-- begin Records supplied --

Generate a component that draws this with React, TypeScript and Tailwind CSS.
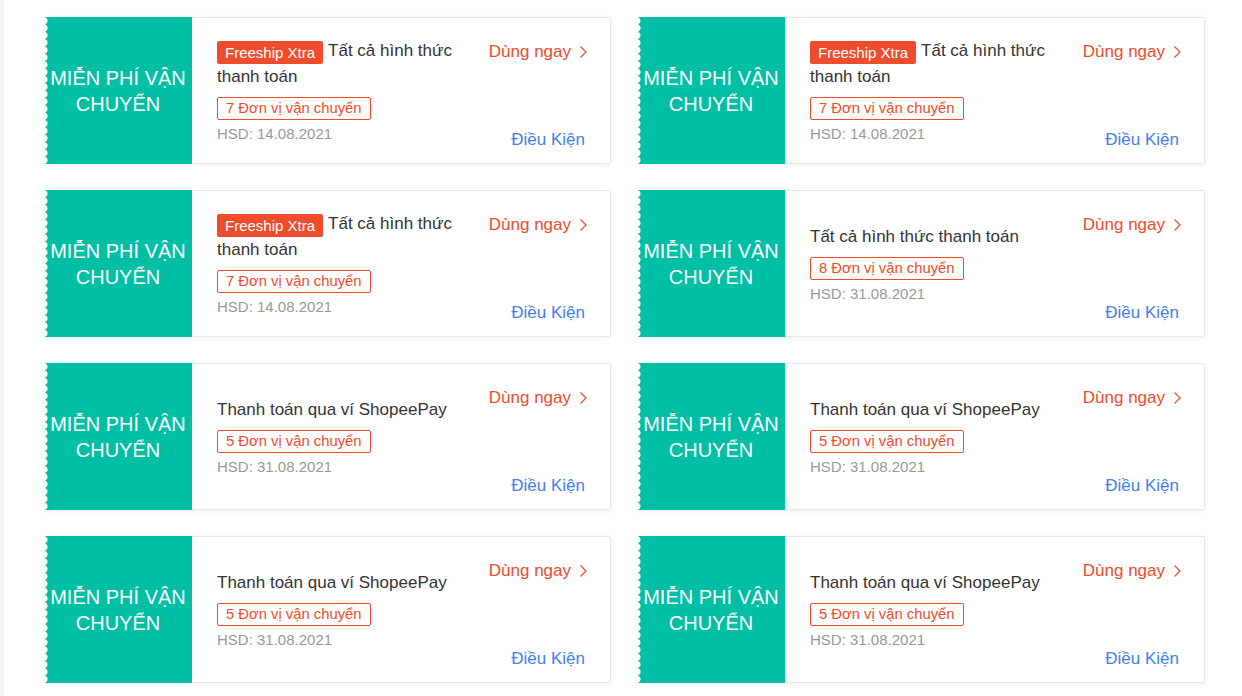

-- end Records supplied --
-- begin Records supplied --

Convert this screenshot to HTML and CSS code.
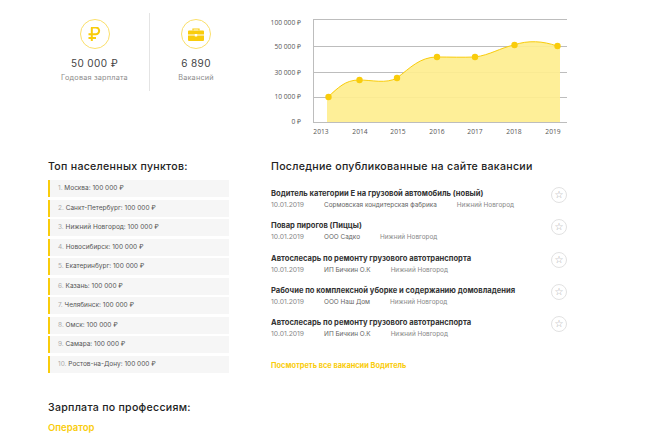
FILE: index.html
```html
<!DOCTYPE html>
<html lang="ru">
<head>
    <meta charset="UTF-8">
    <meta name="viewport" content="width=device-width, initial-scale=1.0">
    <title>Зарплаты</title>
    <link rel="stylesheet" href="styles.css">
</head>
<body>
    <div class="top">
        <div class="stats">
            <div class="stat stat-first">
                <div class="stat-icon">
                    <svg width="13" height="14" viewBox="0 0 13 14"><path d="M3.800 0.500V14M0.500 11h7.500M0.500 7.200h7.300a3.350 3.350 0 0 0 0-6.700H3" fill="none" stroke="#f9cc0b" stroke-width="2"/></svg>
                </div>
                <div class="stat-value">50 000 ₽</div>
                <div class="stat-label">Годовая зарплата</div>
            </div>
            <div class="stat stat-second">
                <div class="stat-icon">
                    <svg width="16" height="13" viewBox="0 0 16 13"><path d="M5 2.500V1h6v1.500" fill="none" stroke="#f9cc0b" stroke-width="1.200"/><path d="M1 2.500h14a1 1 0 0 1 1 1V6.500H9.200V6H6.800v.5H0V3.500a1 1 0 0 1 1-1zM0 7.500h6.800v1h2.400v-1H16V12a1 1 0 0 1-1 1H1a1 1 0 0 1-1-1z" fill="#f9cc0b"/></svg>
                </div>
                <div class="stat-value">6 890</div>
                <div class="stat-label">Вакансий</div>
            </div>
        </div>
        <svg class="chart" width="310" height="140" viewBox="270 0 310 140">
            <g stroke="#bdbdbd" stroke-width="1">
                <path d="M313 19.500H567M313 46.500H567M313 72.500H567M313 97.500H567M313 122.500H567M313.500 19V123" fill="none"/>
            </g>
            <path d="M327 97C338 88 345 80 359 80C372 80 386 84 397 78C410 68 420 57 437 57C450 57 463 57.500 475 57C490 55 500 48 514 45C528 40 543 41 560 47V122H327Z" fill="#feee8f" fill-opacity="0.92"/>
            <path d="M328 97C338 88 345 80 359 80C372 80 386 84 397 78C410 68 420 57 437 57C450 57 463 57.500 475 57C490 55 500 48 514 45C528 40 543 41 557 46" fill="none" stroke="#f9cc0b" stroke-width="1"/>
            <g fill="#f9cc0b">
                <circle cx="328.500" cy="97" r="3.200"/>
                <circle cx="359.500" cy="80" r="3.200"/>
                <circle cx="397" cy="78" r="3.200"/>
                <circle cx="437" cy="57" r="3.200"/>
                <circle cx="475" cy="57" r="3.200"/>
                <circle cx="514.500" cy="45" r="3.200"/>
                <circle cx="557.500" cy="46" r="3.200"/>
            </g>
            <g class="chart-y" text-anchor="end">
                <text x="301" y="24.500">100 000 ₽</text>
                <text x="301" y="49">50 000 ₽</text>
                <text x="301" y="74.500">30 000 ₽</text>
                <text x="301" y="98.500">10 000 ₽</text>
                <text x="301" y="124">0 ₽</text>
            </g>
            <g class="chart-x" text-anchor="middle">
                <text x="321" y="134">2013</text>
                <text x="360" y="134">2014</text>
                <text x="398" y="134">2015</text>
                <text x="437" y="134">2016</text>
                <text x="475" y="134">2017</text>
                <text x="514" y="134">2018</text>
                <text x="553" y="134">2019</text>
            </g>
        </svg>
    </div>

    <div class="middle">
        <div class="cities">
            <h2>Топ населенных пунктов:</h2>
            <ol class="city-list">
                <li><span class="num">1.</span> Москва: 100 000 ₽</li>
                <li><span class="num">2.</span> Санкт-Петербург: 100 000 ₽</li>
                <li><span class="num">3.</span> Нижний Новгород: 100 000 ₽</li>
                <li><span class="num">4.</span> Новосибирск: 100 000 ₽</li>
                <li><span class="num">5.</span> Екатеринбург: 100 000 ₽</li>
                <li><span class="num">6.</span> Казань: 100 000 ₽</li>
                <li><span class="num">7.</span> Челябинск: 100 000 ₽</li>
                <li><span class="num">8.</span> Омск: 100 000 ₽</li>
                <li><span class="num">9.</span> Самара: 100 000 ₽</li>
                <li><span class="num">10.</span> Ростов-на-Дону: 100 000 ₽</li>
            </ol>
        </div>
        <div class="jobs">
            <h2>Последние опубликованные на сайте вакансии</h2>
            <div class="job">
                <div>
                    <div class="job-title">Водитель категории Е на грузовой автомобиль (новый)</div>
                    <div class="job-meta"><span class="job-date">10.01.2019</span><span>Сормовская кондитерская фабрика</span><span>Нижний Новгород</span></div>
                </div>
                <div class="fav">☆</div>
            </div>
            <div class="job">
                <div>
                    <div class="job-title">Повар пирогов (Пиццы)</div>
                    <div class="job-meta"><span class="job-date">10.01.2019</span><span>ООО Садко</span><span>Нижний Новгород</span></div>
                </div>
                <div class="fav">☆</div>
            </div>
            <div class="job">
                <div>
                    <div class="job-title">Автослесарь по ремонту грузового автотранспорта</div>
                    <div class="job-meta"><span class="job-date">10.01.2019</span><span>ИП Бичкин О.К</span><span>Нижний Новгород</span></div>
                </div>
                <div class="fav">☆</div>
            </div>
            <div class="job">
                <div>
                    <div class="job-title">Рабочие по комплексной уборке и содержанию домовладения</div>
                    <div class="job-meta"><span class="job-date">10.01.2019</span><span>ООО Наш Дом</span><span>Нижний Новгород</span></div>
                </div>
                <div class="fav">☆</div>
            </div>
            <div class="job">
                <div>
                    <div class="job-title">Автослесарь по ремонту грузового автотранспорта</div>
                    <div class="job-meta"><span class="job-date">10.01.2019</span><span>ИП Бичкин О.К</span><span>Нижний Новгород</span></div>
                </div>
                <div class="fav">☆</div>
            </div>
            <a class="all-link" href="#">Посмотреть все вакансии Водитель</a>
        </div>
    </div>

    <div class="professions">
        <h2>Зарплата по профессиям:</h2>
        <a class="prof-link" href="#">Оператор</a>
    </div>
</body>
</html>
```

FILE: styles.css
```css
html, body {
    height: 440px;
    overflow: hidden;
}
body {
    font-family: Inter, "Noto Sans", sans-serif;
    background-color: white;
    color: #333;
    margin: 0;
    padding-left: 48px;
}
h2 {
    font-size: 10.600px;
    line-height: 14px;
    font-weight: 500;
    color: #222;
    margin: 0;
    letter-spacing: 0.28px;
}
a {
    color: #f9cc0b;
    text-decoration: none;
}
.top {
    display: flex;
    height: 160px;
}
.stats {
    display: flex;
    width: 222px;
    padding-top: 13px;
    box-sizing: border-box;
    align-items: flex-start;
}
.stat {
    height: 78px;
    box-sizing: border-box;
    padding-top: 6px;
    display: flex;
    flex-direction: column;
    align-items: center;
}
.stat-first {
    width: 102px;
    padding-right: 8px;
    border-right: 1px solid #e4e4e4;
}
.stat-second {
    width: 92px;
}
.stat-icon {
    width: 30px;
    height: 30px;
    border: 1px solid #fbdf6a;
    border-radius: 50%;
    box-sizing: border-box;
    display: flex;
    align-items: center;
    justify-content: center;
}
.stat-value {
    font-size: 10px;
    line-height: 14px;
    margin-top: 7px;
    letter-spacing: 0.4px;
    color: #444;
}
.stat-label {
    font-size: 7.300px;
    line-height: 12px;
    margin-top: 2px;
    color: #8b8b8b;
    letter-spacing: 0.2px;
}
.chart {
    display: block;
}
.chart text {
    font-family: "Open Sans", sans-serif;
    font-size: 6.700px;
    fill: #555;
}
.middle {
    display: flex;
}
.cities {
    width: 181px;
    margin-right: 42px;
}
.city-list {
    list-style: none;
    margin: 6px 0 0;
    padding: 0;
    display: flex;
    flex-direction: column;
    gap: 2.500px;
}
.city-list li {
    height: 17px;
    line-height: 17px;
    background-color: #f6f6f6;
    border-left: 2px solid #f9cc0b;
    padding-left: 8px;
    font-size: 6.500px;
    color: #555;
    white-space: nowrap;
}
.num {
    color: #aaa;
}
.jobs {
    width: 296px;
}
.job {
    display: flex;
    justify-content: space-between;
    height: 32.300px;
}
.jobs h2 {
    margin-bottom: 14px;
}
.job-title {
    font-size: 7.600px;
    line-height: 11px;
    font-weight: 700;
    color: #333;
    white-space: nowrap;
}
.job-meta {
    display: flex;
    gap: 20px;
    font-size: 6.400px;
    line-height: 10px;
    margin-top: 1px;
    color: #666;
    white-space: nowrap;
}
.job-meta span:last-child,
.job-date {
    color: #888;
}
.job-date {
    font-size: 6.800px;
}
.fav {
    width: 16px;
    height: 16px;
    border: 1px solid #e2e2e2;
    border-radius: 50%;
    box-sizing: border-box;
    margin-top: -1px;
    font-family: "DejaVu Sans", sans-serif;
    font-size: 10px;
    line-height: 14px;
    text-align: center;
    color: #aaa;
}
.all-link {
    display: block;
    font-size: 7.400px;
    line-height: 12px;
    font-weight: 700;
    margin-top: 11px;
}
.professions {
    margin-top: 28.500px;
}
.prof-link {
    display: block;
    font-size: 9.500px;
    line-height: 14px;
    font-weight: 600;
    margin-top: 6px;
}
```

-- end Records supplied --

Exercise — Select all lines in the listing above where the word "this" appears, and show them.

Answer to the exercise —
Generate a component that draws this with React, TypeScript and Tailwind CSS.
Convert this screenshot to HTML and CSS code.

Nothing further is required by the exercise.